Definition of “Inoperative”
The Supreme Court of Canada recently considered the “proper interpretation” of the term “inoperative” in the context of a stay application in bankruptcy or insolvency proceedings in Peace River Hydro Partners v. Petrowest Corp., 2022 SCC 41 (“Petrowest”). Justice Côté, writing for the majority, noted that an arbitration agreement could be rendered inoperative by waiver, and stated, in relevant part:
[138] The term “inoperative” has no universal common law definition (Prince George (City) v. McElhanney Engineering Services Ltd. (1995), 1995 CanLII 2487 (BC CA), 9 B.C.L.R. (3d) 368 (C.A.), at para. 33, citing M. J. Mustill and S. C. Boyd, The Law and Practice of Commercial Arbitration in England (2nd ed. 1989), at pp. 464‑65). In arbitration law, however, the term has been used to describe arbitration agreements which, although not void ab initio, “have ceased for some reason to have future effect” or “have become inapplicable to the parties and their dispute” (McEwan and Herbst, at § 3:57; Lamm and Sharpe, at p. 301; see also Casey, at ch. 3.7.2).[139] Possible reasons for finding an arbitration agreement inoperative include frustration, discharge by breach, waiver, or a subsequent agreement between the parties. The cases interpreting s. 15(2) of the Arbitration Act make it clear that matters such as inconvenience, multiple parties, intertwining of issues with non‑arbitrable disputes, possible increased cost, and potential delay generally will not, standing alone, be grounds to find an arbitration agreement inoperative (Prince George, at para. 37; MacKinnon v. National Money Mart Co., 2004 BCCA 473, 50 B.L.R. (3d) 291, at para. 34).
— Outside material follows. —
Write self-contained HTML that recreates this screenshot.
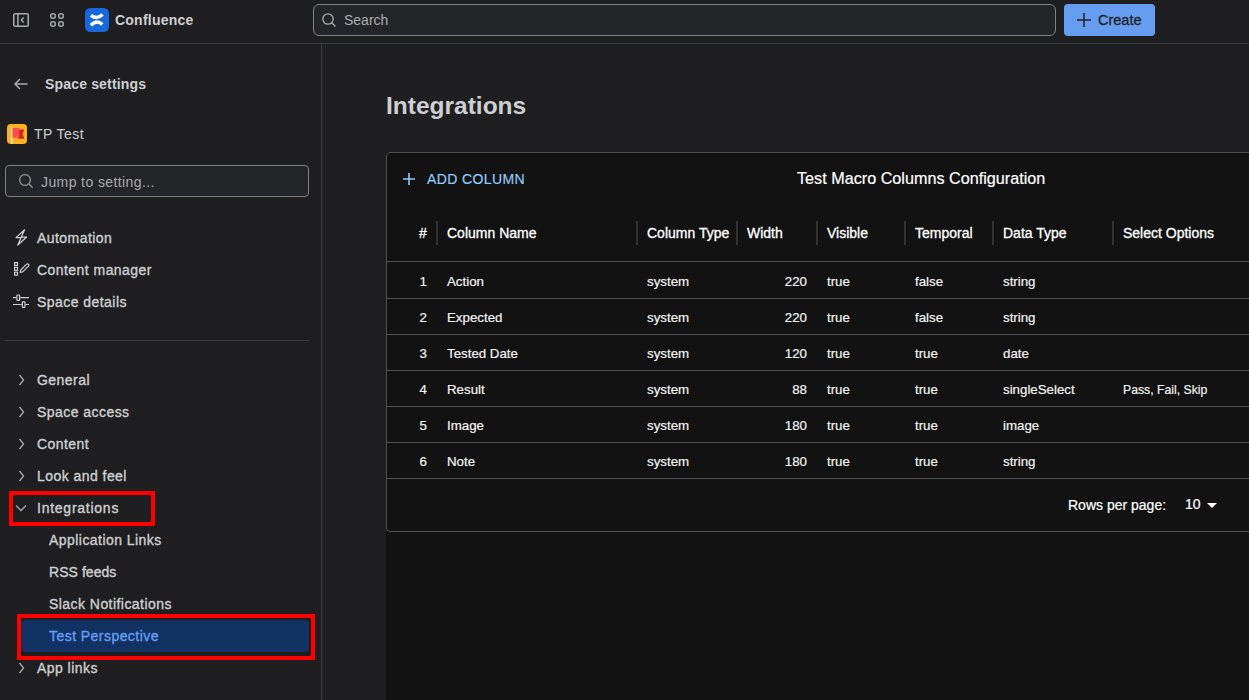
<!DOCTYPE html>
<html><head><meta charset="utf-8">
<style>
*{box-sizing:border-box;margin:0;padding:0}
html,body{width:1249px;height:700px;overflow:hidden;background:#1f1f21;font-family:"Liberation Sans",sans-serif;color:#cecfd2}
.abs{position:absolute}
.t{position:absolute;white-space:nowrap;line-height:1}
#top{position:absolute;left:0;top:0;width:1249px;height:44px;border-bottom:1px solid #3b3c3f;background:#1f1f21}
#side{position:absolute;left:0;top:44px;width:322px;height:656px;border-right:1px solid #3b3c3f;background:#1f1f21}
.navi{font-size:14px;color:#cecfd2;letter-spacing:0.45px;-webkit-text-stroke:0.35px #cecfd2}
.sub{font-size:14px;color:#cecfd2;letter-spacing:0.45px;-webkit-text-stroke:0.35px #cecfd2}
#frame{position:absolute;left:386px;top:152px;width:863px;height:548px;background:#121212}
#card{position:absolute;left:0;top:0;width:900px;height:380px;border:1px solid #515151;border-radius:4px;background:#121212}
.hd{position:absolute;top:226px;font-size:14px;color:#fff;-webkit-text-stroke:0.3px #fff;white-space:nowrap;line-height:1}
.sep{position:absolute;top:221px;width:2px;height:24px;background:#333}
.hl{position:absolute;left:387px;width:862px;height:1px;background:#515151}
.c{position:absolute;font-size:13.3px;color:#f2f2f2;-webkit-text-stroke:0.2px #f2f2f2;white-space:nowrap;line-height:1}
</style></head><body>
<div id="top">
  <!-- sidebar toggle icon -->
  <svg class="abs" style="left:13px;top:13px" width="16" height="14" viewBox="0 0 16 14"><rect x="0.75" y="0.75" width="14.5" height="12.5" rx="1.5" fill="none" stroke="#a9abaf" stroke-width="1.5"/><line x1="4.9" y1="1" x2="4.9" y2="13" stroke="#a9abaf" stroke-width="1.5"/><path d="M10.6 4.5 L8.4 7 L10.6 9.5" fill="none" stroke="#a9abaf" stroke-width="1.5"/></svg>
  <!-- app grid -->
  <svg class="abs" style="left:50px;top:13px" width="14" height="14" viewBox="0 0 14 14"><g fill="none" stroke="#a9abaf" stroke-width="1.5"><rect x="0.75" y="0.75" width="4.5" height="4.5" rx="2"/><rect x="8.75" y="0.75" width="4.5" height="4.5" rx="2"/><rect x="0.75" y="8.75" width="4.5" height="4.5" rx="2"/><rect x="8.75" y="8.75" width="4.5" height="4.5" rx="2"/></g></svg>
  <!-- confluence logo -->
  <svg class="abs" style="left:85px;top:8px" width="24" height="24" viewBox="0 0 24 24"><rect width="24" height="24" rx="5.5" fill="#1868db"/><path d="M6 7.4 Q12 12 17.6 6.6" fill="none" stroke="#fff" stroke-width="3.5"/><path d="M5.9 17.2 Q12 11.2 17.3 16.5" fill="none" stroke="#fff" stroke-width="3.5"/></svg>
  <div class="t" style="left:115px;top:13px;font-size:14px;letter-spacing:0.23px;font-weight:bold;color:#cecfd2">Confluence</div>
  <!-- search -->
  <div class="abs" style="left:313px;top:4px;width:743px;height:32px;border:1px solid #7e8188;border-radius:6px;background:#242528"></div>
  <svg class="abs" style="left:321px;top:12px" width="16" height="16" viewBox="0 0 16 16"><circle cx="7" cy="7" r="5.2" fill="none" stroke="#a9abaf" stroke-width="1.3"/><line x1="10.8" y1="10.8" x2="14.4" y2="14.4" stroke="#a9abaf" stroke-width="1.4"/></svg>
  <div class="t" style="left:344px;top:13px;font-size:14px;color:#a9abaf">Search</div>
  <!-- create -->
  <div class="abs" style="left:1064px;top:4px;width:91px;height:32px;border-radius:4px;background:#669df1"></div>
  <svg class="abs" style="left:1077px;top:13px" width="14" height="14" viewBox="0 0 14 14"><path d="M7 0 V14 M0 7 H14" stroke="#1f1f21" stroke-width="1.5"/></svg>
  <div class="t" style="left:1098px;top:13px;font-size:14.5px;color:#1f1f21;-webkit-text-stroke:0.3px #1f1f21">Create</div>
</div>

<div id="side">
  <svg class="abs" style="left:14px;top:34px" width="14" height="12" viewBox="0 0 14 12"><path d="M13.5 6 H1 M6 1 L1 6 L6 11" fill="none" stroke="#a9abaf" stroke-width="1.5"/></svg>
  <div class="t" style="left:45px;top:33px;font-size:14px;letter-spacing:0.17px;font-weight:bold;color:#cecfd2">Space settings</div>
  <!-- space avatar -->
  <svg class="abs" style="left:7px;top:80px" width="20" height="20" viewBox="0 0 20 20"><rect width="20" height="20" rx="4" fill="#ffb41f"/><rect x="4.1" y="3" width="1.3" height="16.7" fill="#e6ecef"/><path d="M10.8 5.4 H17.4 L15.6 10.1 L17.4 14.8 H10.8 Z" fill="#d92323"/><rect x="5.5" y="4" width="6.7" height="9.7" fill="#ff4d4a"/></svg>
  <div class="t" style="left:34px;top:83px;font-size:14px;letter-spacing:0.45px;color:#cecfd2">TP Test</div>
  <!-- jump input -->
  <div class="abs" style="left:5px;top:121px;width:304px;height:32px;border:1px solid #7e8188;border-radius:4px;background:#242528"></div>
  <svg class="abs" style="left:18px;top:129px" width="16" height="16" viewBox="0 0 16 16"><circle cx="7" cy="7" r="5.4" fill="none" stroke="#9a9ca1" stroke-width="1.25"/><line x1="11" y1="11" x2="14.6" y2="14.6" stroke="#9a9ca1" stroke-width="1.3"/></svg>
  <div class="t" style="left:41px;top:131px;font-size:14px;letter-spacing:0.4px;color:#a9abaf">Jump to setting...</div>

  <!-- automation -->
  <svg class="abs" style="left:15px;top:185px" width="13" height="17" viewBox="0 0 13 17"><path d="M9.6 0.8 L1 8.6 H6.2 L2.8 16 L11.6 8 H6.3 Z" fill="none" stroke="#cecfd2" stroke-width="1.25" stroke-linejoin="round"/></svg>
  <div class="t navi" style="left:37px;top:187px">Automation</div>
  <svg class="abs" style="left:13px;top:217px" width="17" height="16" viewBox="0 0 17 16"><g fill="none" stroke="#cecfd2" stroke-width="1.2"><rect x="1.6" y="1.6" width="2.9" height="2.9"/><rect x="1.6" y="6.4" width="2.9" height="2.9"/><rect x="1.6" y="11.2" width="2.9" height="2.9"/><path d="M7.2 11.5 L7.8 9 L13.6 3.2 Q14.4 2.4 15.2 3.2 L15.5 3.5 Q16.3 4.3 15.5 5.1 L9.7 10.9 Z" stroke-linejoin="round"/></g></svg>
  <div class="t navi" style="left:37px;top:219px">Content manager</div>
  <svg class="abs" style="left:13px;top:250px" width="16" height="14" viewBox="0 0 16 14"><g fill="none" stroke="#cecfd2" stroke-width="1.2"><path d="M0 3.7 H3.3 M7.2 3.7 H16 M0 10.5 H8.7 M12.6 10.5 H16"/><rect x="3.9" y="1" width="2.7" height="5.4" rx="0.6"/><rect x="9.3" y="7.9" width="2.7" height="5.4" rx="0.6"/></g></svg>
  <div class="t navi" style="left:37px;top:251px">Space details</div>

  <div class="abs" style="left:5px;top:296px;width:304px;height:1px;background:#3b3c3f"></div>

  <!-- chevrons -->
  <svg class="abs" style="left:18px;top:330px" width="8" height="12" viewBox="0 0 8 12"><path d="M1.5 1 L5.6 6 L1.5 11" fill="none" stroke="#a9abaf" stroke-width="1.3"/></svg>
  <div class="t navi" style="left:37px;top:329px">General</div>
  <svg class="abs" style="left:18px;top:362px" width="8" height="12" viewBox="0 0 8 12"><path d="M1.5 1 L5.6 6 L1.5 11" fill="none" stroke="#a9abaf" stroke-width="1.3"/></svg>
  <div class="t navi" style="left:37px;top:361px">Space access</div>
  <svg class="abs" style="left:18px;top:394px" width="8" height="12" viewBox="0 0 8 12"><path d="M1.5 1 L5.6 6 L1.5 11" fill="none" stroke="#a9abaf" stroke-width="1.3"/></svg>
  <div class="t navi" style="left:37px;top:393px">Content</div>
  <svg class="abs" style="left:18px;top:426px" width="8" height="12" viewBox="0 0 8 12"><path d="M1.5 1 L5.6 6 L1.5 11" fill="none" stroke="#a9abaf" stroke-width="1.3"/></svg>
  <div class="t navi" style="left:37px;top:425px">Look and feel</div>
  <svg class="abs" style="left:15px;top:460px" width="12" height="8" viewBox="0 0 12 8"><path d="M1 1.5 L6 6.5 L11 1.5" fill="none" stroke="#a9abaf" stroke-width="1.3"/></svg>
  <div class="t navi" style="left:37px;top:457px;letter-spacing:0.75px">Integrations</div>
  <div class="t sub" style="left:49px;top:489px">Application Links</div>
  <div class="t sub" style="left:49px;top:521px;letter-spacing:0.05px">RSS feeds</div>
  <div class="t sub" style="left:49px;top:553px">Slack Notifications</div>
  <div class="abs" style="left:21px;top:576px;width:288px;height:32px;border-radius:4px;background:#123263"></div>
  <div class="t sub" style="left:49px;top:585px;color:#669df1;-webkit-text-stroke-color:#669df1">Test Perspective</div>
  <svg class="abs" style="left:18px;top:618px" width="8" height="12" viewBox="0 0 8 12"><path d="M1.5 1 L5.6 6 L1.5 11" fill="none" stroke="#a9abaf" stroke-width="1.3"/></svg>
  <div class="t navi" style="left:37px;top:617px">App links</div>

  <!-- red boxes -->
  <div class="abs" style="left:9px;top:447px;width:146px;height:35px;border:4px solid #ff0000"></div>
  <div class="abs" style="left:17px;top:570px;width:298px;height:46px;border:4px solid #ff0000"></div>
</div>

<div class="t" style="left:386px;top:94px;font-size:24.5px;font-weight:bold;color:#cecfd2">Integrations</div>

<div id="frame">
  <div id="card"></div>
</div>
<!-- toolbar -->
<svg class="abs" style="left:403px;top:173px" width="12" height="12" viewBox="0 0 12 12"><path d="M6 0 V12 M0 6 H12" stroke="#90caf9" stroke-width="1.6"/></svg>
<div class="t" style="left:427px;top:172px;font-size:14px;color:#90caf9;letter-spacing:0.4px;-webkit-text-stroke:0.2px #90caf9">ADD COLUMN</div>
<div class="t" style="left:797px;top:170px;font-size:16.2px;color:#fff;-webkit-text-stroke:0.2px #fff">Test Macro Columns Configuration</div>

<!-- header -->
<div class="hd" style="left:419px">#</div>
<div class="sep" style="left:436px"></div>
<div class="hd" style="left:447px">Column Name</div>
<div class="sep" style="left:636px"></div>
<div class="hd" style="left:647px">Column Type</div>
<div class="sep" style="left:736px"></div>
<div class="hd" style="left:747px">Width</div>
<div class="sep" style="left:816px"></div>
<div class="hd" style="left:827px">Visible</div>
<div class="sep" style="left:904px"></div>
<div class="hd" style="left:915px">Temporal</div>
<div class="sep" style="left:992px"></div>
<div class="hd" style="left:1003px">Data Type</div>
<div class="sep" style="left:1112px"></div>
<div class="hd" style="left:1123px">Select Options</div>

<div class="hl" style="top:261px"></div>
<div class="hl" style="top:298px"></div>
<div class="hl" style="top:334px"></div>
<div class="hl" style="top:370px"></div>
<div class="hl" style="top:406px"></div>
<div class="hl" style="top:442px"></div>
<div class="hl" style="top:478px"></div>

<div id="rows">
<div class="c" style="right:822px;top:275px">1</div>
<div class="c" style="left:447px;top:275px">Action</div>
<div class="c" style="left:647px;top:275px">system</div>
<div class="c" style="right:442px;top:275px">220</div>
<div class="c" style="left:827px;top:275px">true</div>
<div class="c" style="left:915px;top:275px">false</div>
<div class="c" style="left:1003px;top:275px">string</div>
<div class="c" style="right:822px;top:311px">2</div>
<div class="c" style="left:447px;top:311px">Expected</div>
<div class="c" style="left:647px;top:311px">system</div>
<div class="c" style="right:442px;top:311px">220</div>
<div class="c" style="left:827px;top:311px">true</div>
<div class="c" style="left:915px;top:311px">false</div>
<div class="c" style="left:1003px;top:311px">string</div>
<div class="c" style="right:822px;top:347px">3</div>
<div class="c" style="left:447px;top:347px">Tested Date</div>
<div class="c" style="left:647px;top:347px">system</div>
<div class="c" style="right:442px;top:347px">120</div>
<div class="c" style="left:827px;top:347px">true</div>
<div class="c" style="left:915px;top:347px">true</div>
<div class="c" style="left:1003px;top:347px">date</div>
<div class="c" style="right:822px;top:383px">4</div>
<div class="c" style="left:447px;top:383px">Result</div>
<div class="c" style="left:647px;top:383px">system</div>
<div class="c" style="right:442px;top:383px">88</div>
<div class="c" style="left:827px;top:383px">true</div>
<div class="c" style="left:915px;top:383px">true</div>
<div class="c" style="left:1003px;top:383px">singleSelect</div>
<div class="c" style="left:1123px;top:383px"><span style="display:inline-block;transform:scaleX(0.92);transform-origin:0 0">Pass, Fail, Skip</span></div>
<div class="c" style="right:822px;top:419px">5</div>
<div class="c" style="left:447px;top:419px">Image</div>
<div class="c" style="left:647px;top:419px">system</div>
<div class="c" style="right:442px;top:419px">180</div>
<div class="c" style="left:827px;top:419px">true</div>
<div class="c" style="left:915px;top:419px">true</div>
<div class="c" style="left:1003px;top:419px">image</div>
<div class="c" style="right:822px;top:455px">6</div>
<div class="c" style="left:447px;top:455px">Note</div>
<div class="c" style="left:647px;top:455px">system</div>
<div class="c" style="right:442px;top:455px">180</div>
<div class="c" style="left:827px;top:455px">true</div>
<div class="c" style="left:915px;top:455px">true</div>
<div class="c" style="left:1003px;top:455px">string</div>
</div>

<div class="t" style="left:1068px;top:498px;font-size:14px;color:#fff;-webkit-text-stroke:0.2px #fff">Rows per page:</div>
<div class="t" style="left:1185px;top:497px;font-size:14px;color:#fff;-webkit-text-stroke:0.2px #fff">10</div>
<svg class="abs" style="left:1207px;top:503px" width="10" height="5" viewBox="0 0 10 5"><path d="M0 0 H10 L5 5 Z" fill="#fff"/></svg>
</body></html>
Indeed, like all the statutory exceptions, the exception for an inoperative arbitration agreement is to be narrowly interpreted, with the party seeking to avoid arbitration bearing the heavy onus of showing that it applies. This serves “the interests of freedom of contract, international comity and expected efficiency and cost‑savings” from enforcing otherwise valid arbitration agreements (McEwan and Herbst, at § 3:57; MacKinnon, at para. 36).